BOMs are the Windows standard, however, even with UTF-8, and the only way to explicitly indicate that a file is in a UTF format.

Note also that you can tell Windows itself that you want text to be interpreted as UTF-8 by default, via the language/locale control panel, and Opus will pick up that setting. So if you believe text should be UTF-8 by default, you can tell Windows and Opus to do that already, but you have to believe it enough to want it for all of your applications.

Ignore the last paragraph in my post above; I just checked it and while it's possible in theory, it doesn't seem to be exposed as an option in the control panel, so it's not really a viable path.

Yes that would be great if you can add that option for the viewer. It makes it easier for the user to do it directly within Directory Opus and even carry it with the portable version of Directory Opus without having to muck with Windows settings depending on what system they go to.

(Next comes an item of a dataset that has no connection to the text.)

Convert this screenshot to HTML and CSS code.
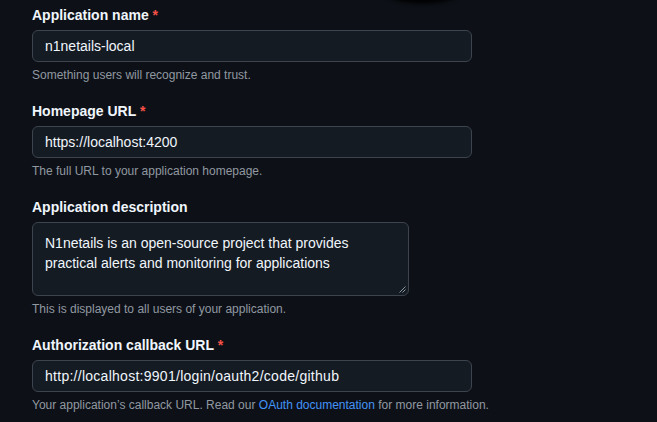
FILE: index.html
```html
<!DOCTYPE html>
<html lang="en">
<head>
<meta charset="utf-8">
<title>Register a new OAuth app</title>
<link rel="stylesheet" href="styles.css">
</head>
<body>
<div class="shadow"></div>
<form class="form">
  <div class="group">
    <label class="label">Application name <span class="req">*</span></label>
    <div class="input">n1netails-local</div>
    <p class="note">Something users will recognize and trust.</p>
  </div>
  <div class="group">
    <label class="label">Homepage URL <span class="req">*</span></label>
    <div class="input">https://localhost:4200</div>
    <p class="note">The full URL to your application homepage.</p>
  </div>
  <div class="group">
    <label class="label">Application description</label>
    <div class="textarea">N1netails is an open-source project that provides practical alerts and monitoring for applications<svg class="grip" width="7" height="7" viewBox="0 0 7 7"><path d="M6.5 0.5 L0.5 6.5 M6.5 3.5 L3.5 6.5" stroke="#8b949e" stroke-width="1"/></svg></div>
    <p class="note">This is displayed to all users of your application.</p>
  </div>
  <div class="group">
    <label class="label">Authorization callback URL <span class="req">*</span></label>
    <div class="input wide">http://localhost:9901/login/oauth2/code/github</div>
    <p class="note">Your application’s callback URL. Read our <a class="link" href="#">OAuth documentation</a> for more information.</p>
  </div>
</form>
</body>
</html>
```
FILE: styles.css
```css
html, body {
  margin: 0;
  padding: 0;
  background: #0d1117;
  height: 100%;
  overflow: hidden;
}
body {
  font-family: "Segoe UI", "Liberation Sans", Arial, sans-serif;
  color: #f0f6fc;
  position: relative;
}
.shadow {
  position: absolute;
  left: 385px;
  top: -20px;
  width: 75px;
  height: 24px;
  border-radius: 50%;
  background: #000;
  filter: blur(2px);
  opacity: 0.9;
}
.form {
  padding: 5px 0 0 32px;
  display: flex;
  flex-direction: column;
  gap: 17px;
}
.group {
  display: flex;
  flex-direction: column;
  align-items: flex-start;
}
.label {
  font-size: 14px;
  font-weight: 700;
  line-height: 20px;
  margin-bottom: 5px;
}
.req {
  color: #f85149;
}
.input, .textarea {
  box-sizing: border-box;
  width: 440px;
  height: 32px;
  padding: 0 12px;
  border: 1px solid #3d444d;
  border-radius: 6px;
  background: #151b23;
  font-size: 14px;
  line-height: 30px;
  color: #f0f6fc;
}
.input.wide {
  letter-spacing: 0.27px;
}
.textarea {
  position: relative;
  width: 377px;
  height: 74px;
  padding: 10px 12px 6px;
  line-height: 20px;
}
.grip {
  position: absolute;
  right: 2px;
  bottom: 2px;
}
.note {
  margin: 4px 0 0;
  font-size: 12px;
  line-height: 18px;
  color: #9198a1;
}
.link {
  color: #4493f8;
  text-decoration: none;
}
```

And yes while it's true that it's a Windows standard, it's also a problem if you download various text files from the internet since they typically don't have the BOM for UTF-8 files depending on what OS they are written on or the other person's preferences. I guess the idea behind Unicode is they want Unicode to be read as the default (instead of any Latin or ANSI based encoding) hence the idea that UTF-8 should not need a BOM and OSs should automatically read it as such.

Haha yeah I never ever remember seeing that option before. But if there was, it almost sounds like Microsoft is saying "we don't trust our detection algorithm, so here's an option to "fix" that" haha. Anyway, thanks!

I second the suggestion to add the UTF-8 option in the Viewer or make it a default "guess" since it's one of the most common encodings as as External mentioned above, Unicode standards doesn't recommend using a BOM, so all of my test files from Sublime Text 3 and other sources have no BOMs and hence are displayed incorrectly in the viewer.

Given that this was raised a while ago, is there an indication when this would be fixed?

1 Like

I'm following this thread for the first time because it relates to an issue I'm having.

I've never heard the acronym "BOM" before, can someone explain what this is?

en.wikipedia.org/wiki/Byte_order_mark

Also, the option was added in the recent betas:


1 Like

Thank you, Leo.